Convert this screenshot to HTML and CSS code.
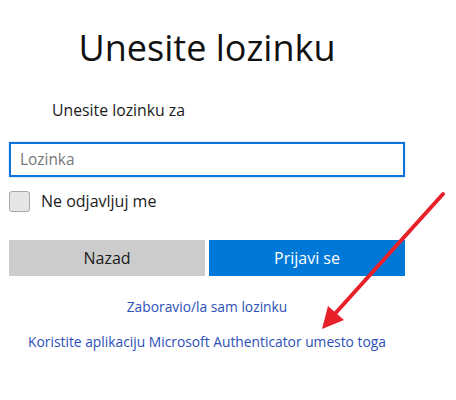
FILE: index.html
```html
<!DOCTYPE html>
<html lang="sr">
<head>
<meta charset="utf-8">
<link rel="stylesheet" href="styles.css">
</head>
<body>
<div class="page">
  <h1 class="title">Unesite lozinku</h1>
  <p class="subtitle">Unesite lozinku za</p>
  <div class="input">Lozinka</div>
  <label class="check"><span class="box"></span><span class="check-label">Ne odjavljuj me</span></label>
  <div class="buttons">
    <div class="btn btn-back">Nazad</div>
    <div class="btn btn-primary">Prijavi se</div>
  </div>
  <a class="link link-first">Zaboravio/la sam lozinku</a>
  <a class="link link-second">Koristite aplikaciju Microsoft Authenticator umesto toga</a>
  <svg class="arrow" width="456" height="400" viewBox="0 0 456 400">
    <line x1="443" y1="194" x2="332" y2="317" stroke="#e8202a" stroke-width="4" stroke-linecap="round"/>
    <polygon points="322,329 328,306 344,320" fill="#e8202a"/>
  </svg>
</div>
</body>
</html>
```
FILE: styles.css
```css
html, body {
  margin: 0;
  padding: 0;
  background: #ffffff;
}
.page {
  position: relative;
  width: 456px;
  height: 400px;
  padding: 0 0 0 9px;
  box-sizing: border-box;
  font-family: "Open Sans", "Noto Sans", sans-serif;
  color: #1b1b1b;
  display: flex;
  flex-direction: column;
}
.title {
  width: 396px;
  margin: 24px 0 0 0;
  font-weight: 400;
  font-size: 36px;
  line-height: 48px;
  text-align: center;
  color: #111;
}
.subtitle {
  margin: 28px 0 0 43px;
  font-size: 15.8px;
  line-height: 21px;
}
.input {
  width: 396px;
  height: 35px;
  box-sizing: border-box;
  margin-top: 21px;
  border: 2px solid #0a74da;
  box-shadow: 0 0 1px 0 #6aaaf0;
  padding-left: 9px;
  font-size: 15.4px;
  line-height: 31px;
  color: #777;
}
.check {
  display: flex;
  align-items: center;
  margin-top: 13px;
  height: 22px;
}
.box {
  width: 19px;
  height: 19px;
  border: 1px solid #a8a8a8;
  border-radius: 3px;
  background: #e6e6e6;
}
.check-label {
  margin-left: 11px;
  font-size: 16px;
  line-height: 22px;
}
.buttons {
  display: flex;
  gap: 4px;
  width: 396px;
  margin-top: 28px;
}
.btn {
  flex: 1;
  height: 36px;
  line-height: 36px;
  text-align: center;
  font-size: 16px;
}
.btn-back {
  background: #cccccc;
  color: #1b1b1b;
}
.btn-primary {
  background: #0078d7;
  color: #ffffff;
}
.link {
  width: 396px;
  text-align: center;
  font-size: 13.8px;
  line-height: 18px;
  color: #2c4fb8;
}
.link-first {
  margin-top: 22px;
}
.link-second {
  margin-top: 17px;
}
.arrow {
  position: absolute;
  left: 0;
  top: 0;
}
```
++++++++++
**AIM OF THE EXERCISE:**
Restate the listing above word for word, and skip the pictures.

**THE RESPONSE:**
Convert this screenshot to HTML and CSS code.
FILE: index.html
```html
<!DOCTYPE html>
<html lang="sr">
<head>
<meta charset="utf-8">
<link rel="stylesheet" href="styles.css">
</head>
<body>
<div class="page">
  <h1 class="title">Unesite lozinku</h1>
  <p class="subtitle">Unesite lozinku za</p>
  <div class="input">Lozinka</div>
  <label class="check"><span class="box"></span><span class="check-label">Ne odjavljuj me</span></label>
  <div class="buttons">
    <div class="btn btn-back">Nazad</div>
    <div class="btn btn-primary">Prijavi se</div>
  </div>
  <a class="link link-first">Zaboravio/la sam lozinku</a>
  <a class="link link-second">Koristite aplikaciju Microsoft Authenticator umesto toga</a>
  <svg class="arrow" width="456" height="400" viewBox="0 0 456 400">
    <line x1="443" y1="194" x2="332" y2="317" stroke="#e8202a" stroke-width="4" stroke-linecap="round"/>
    <polygon points="322,329 328,306 344,320" fill="#e8202a"/>
  </svg>
</div>
</body>
</html>
```
FILE: styles.css
```css
html, body {
  margin: 0;
  padding: 0;
  background: #ffffff;
}
.page {
  position: relative;
  width: 456px;
  height: 400px;
  padding: 0 0 0 9px;
  box-sizing: border-box;
  font-family: "Open Sans", "Noto Sans", sans-serif;
  color: #1b1b1b;
  display: flex;
  flex-direction: column;
}
.title {
  width: 396px;
  margin: 24px 0 0 0;
  font-weight: 400;
  font-size: 36px;
  line-height: 48px;
  text-align: center;
  color: #111;
}
.subtitle {
  margin: 28px 0 0 43px;
  font-size: 15.8px;
  line-height: 21px;
}
.input {
  width: 396px;
  height: 35px;
  box-sizing: border-box;
  margin-top: 21px;
  border: 2px solid #0a74da;
  box-shadow: 0 0 1px 0 #6aaaf0;
  padding-left: 9px;
  font-size: 15.4px;
  line-height: 31px;
  color: #777;
}
.check {
  display: flex;
  align-items: center;
  margin-top: 13px;
  height: 22px;
}
.box {
  width: 19px;
  height: 19px;
  border: 1px solid #a8a8a8;
  border-radius: 3px;
  background: #e6e6e6;
}
.check-label {
  margin-left: 11px;
  font-size: 16px;
  line-height: 22px;
}
.buttons {
  display: flex;
  gap: 4px;
  width: 396px;
  margin-top: 28px;
}
.btn {
  flex: 1;
  height: 36px;
  line-height: 36px;
  text-align: center;
  font-size: 16px;
}
.btn-back {
  background: #cccccc;
  color: #1b1b1b;
}
.btn-primary {
  background: #0078d7;
  color: #ffffff;
}
.link {
  width: 396px;
  text-align: center;
  font-size: 13.8px;
  line-height: 18px;
  color: #2c4fb8;
}
.link-first {
  margin-top: 22px;
}
.link-second {
  margin-top: 17px;
}
.arrow {
  position: absolute;
  left: 0;
  top: 0;
}
```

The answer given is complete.